_EXERCISE REQUIREMENTS_
Wherever the string "What" appears, copy the whole line.

_RECORDS FOR THE TASK_
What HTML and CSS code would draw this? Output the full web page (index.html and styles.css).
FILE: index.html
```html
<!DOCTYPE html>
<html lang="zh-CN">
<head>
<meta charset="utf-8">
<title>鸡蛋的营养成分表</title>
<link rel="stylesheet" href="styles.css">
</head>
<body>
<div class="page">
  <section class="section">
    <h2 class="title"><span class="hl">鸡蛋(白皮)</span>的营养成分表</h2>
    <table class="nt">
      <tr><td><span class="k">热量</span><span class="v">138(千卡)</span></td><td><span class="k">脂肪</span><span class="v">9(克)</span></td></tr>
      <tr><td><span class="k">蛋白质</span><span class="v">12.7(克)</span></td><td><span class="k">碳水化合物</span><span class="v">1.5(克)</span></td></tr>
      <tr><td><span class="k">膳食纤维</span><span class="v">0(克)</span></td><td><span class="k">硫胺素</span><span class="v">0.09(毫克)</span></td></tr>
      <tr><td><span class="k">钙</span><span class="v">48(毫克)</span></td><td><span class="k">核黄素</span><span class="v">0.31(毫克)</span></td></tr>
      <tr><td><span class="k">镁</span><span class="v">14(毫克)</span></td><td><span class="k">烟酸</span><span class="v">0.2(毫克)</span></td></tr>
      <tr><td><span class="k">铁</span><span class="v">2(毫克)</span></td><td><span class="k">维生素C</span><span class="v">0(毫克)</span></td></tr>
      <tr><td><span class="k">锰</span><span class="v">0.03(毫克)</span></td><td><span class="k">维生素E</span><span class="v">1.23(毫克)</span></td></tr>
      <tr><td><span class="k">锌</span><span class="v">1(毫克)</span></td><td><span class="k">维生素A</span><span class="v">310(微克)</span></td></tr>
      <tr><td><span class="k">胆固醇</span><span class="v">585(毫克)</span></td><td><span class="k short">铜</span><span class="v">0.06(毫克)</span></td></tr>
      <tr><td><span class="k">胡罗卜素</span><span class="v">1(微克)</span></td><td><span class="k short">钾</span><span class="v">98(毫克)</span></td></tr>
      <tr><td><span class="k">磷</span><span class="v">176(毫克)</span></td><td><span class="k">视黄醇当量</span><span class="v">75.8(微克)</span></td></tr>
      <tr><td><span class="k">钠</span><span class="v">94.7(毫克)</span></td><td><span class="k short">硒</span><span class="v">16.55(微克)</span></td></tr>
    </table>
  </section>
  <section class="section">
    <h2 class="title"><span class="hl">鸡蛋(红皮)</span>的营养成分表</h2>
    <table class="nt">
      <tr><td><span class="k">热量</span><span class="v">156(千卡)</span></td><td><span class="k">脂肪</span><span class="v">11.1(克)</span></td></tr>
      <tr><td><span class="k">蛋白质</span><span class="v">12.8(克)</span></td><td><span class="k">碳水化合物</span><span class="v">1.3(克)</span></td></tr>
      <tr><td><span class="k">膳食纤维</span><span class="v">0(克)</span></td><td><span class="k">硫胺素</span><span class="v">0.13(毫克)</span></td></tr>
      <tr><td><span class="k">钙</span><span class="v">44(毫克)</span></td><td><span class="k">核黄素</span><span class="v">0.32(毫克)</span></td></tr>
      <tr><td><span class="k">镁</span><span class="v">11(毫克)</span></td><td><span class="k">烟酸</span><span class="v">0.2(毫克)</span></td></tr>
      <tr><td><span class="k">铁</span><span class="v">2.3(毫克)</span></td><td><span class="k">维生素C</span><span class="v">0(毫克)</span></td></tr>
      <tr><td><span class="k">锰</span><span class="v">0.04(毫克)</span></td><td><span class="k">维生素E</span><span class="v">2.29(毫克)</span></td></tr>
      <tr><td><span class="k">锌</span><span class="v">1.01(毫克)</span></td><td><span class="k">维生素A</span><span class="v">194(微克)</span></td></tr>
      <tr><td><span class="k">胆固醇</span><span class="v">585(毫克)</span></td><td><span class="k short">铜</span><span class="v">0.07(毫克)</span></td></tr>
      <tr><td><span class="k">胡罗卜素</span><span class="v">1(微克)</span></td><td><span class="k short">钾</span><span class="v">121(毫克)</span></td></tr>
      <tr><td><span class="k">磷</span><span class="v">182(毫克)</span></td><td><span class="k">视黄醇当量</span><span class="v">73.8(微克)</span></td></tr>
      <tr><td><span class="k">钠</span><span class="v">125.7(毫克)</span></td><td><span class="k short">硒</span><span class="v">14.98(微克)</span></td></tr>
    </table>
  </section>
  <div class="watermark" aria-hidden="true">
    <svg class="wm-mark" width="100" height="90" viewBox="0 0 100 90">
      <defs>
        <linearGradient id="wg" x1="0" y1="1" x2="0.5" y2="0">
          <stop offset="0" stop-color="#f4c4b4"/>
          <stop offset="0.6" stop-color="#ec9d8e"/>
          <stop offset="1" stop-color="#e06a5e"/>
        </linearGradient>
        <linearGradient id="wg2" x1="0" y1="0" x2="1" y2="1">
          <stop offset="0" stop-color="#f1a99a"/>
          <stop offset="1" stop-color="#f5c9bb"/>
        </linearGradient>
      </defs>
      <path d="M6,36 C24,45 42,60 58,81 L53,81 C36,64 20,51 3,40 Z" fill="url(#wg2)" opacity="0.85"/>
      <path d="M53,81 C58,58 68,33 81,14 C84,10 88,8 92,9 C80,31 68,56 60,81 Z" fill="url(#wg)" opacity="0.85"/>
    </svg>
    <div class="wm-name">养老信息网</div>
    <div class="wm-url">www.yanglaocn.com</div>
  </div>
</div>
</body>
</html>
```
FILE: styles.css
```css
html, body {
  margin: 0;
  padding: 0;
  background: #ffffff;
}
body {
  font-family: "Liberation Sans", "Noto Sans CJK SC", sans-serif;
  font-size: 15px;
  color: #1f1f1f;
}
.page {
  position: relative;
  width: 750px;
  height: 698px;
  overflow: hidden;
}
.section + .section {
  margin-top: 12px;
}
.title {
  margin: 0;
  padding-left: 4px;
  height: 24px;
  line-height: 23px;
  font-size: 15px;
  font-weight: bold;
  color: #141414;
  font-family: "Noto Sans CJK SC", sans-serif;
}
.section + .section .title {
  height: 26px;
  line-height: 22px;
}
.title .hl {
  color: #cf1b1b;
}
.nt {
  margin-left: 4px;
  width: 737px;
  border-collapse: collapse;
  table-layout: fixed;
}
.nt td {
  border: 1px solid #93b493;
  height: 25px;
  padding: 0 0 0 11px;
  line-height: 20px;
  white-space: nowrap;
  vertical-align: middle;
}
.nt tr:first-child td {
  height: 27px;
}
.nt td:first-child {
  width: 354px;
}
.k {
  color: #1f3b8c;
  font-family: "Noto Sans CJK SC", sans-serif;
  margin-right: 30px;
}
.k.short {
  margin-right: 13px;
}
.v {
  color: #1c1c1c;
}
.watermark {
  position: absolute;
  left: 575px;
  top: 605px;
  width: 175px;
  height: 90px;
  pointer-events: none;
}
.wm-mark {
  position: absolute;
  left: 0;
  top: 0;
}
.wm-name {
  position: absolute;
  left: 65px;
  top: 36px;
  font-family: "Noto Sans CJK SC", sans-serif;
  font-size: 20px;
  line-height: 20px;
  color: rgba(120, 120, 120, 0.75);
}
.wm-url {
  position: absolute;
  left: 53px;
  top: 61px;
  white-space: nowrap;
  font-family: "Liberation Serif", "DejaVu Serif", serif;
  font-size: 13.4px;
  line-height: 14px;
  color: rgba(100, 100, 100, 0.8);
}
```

==

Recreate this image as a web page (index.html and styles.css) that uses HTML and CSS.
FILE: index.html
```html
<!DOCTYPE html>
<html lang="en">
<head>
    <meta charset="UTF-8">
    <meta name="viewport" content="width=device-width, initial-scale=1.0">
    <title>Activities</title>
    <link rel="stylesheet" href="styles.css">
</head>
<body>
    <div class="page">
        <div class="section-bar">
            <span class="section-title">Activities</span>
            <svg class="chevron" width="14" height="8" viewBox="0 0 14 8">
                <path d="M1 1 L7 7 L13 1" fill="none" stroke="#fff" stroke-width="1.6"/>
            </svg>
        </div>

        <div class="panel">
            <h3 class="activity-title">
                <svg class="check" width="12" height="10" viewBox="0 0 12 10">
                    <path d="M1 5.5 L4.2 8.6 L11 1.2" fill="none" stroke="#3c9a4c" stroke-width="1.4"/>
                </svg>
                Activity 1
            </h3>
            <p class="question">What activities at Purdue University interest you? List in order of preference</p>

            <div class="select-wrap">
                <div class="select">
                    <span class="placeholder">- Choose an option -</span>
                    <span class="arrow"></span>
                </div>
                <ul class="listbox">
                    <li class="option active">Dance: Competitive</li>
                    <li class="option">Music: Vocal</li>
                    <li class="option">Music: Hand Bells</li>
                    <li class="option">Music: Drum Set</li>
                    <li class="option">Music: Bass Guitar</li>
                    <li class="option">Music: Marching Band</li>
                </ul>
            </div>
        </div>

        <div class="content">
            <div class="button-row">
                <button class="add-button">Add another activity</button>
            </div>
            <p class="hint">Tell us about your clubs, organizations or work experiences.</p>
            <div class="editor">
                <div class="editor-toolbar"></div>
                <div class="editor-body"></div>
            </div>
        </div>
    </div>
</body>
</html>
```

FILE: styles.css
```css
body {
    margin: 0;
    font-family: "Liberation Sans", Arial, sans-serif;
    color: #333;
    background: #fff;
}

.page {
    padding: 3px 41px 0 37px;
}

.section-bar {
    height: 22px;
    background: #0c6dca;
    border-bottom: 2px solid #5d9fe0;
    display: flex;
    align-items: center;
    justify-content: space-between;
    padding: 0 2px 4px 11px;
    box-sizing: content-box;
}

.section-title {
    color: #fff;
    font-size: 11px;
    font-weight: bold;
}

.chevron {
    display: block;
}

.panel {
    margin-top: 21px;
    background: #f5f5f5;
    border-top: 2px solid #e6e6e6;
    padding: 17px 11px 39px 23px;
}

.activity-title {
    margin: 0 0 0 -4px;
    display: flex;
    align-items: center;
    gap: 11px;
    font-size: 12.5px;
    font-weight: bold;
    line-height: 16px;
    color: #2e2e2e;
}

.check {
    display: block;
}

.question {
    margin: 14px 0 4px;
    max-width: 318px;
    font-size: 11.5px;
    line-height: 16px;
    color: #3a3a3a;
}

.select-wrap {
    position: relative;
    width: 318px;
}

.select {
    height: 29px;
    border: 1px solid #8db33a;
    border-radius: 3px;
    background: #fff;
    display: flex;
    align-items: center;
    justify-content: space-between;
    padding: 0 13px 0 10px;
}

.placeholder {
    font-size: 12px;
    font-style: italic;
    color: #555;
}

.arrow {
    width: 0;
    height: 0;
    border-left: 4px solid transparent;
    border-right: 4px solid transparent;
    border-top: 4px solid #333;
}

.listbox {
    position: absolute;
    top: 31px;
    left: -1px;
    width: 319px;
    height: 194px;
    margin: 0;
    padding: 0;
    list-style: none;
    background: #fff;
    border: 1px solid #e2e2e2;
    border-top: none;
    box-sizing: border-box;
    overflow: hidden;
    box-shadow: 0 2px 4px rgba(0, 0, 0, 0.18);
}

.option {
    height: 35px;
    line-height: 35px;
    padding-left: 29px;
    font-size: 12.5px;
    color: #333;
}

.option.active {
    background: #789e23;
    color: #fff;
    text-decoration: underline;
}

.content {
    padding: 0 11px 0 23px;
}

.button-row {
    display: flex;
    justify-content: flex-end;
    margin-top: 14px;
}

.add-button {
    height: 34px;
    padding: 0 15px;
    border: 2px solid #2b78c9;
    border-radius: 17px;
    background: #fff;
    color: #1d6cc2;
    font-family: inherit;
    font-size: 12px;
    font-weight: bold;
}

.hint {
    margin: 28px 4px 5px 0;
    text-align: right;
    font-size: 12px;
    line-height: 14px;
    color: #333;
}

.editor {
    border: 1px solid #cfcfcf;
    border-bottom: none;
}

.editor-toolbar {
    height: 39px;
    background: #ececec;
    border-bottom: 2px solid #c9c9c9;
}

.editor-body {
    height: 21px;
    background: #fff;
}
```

_RESULT OF THE EXERCISE_
What HTML and CSS code would draw this? Output the full web page (index.html and styles.css).
            <p class="question">What activities at Purdue University interest you? List in order of preference</p>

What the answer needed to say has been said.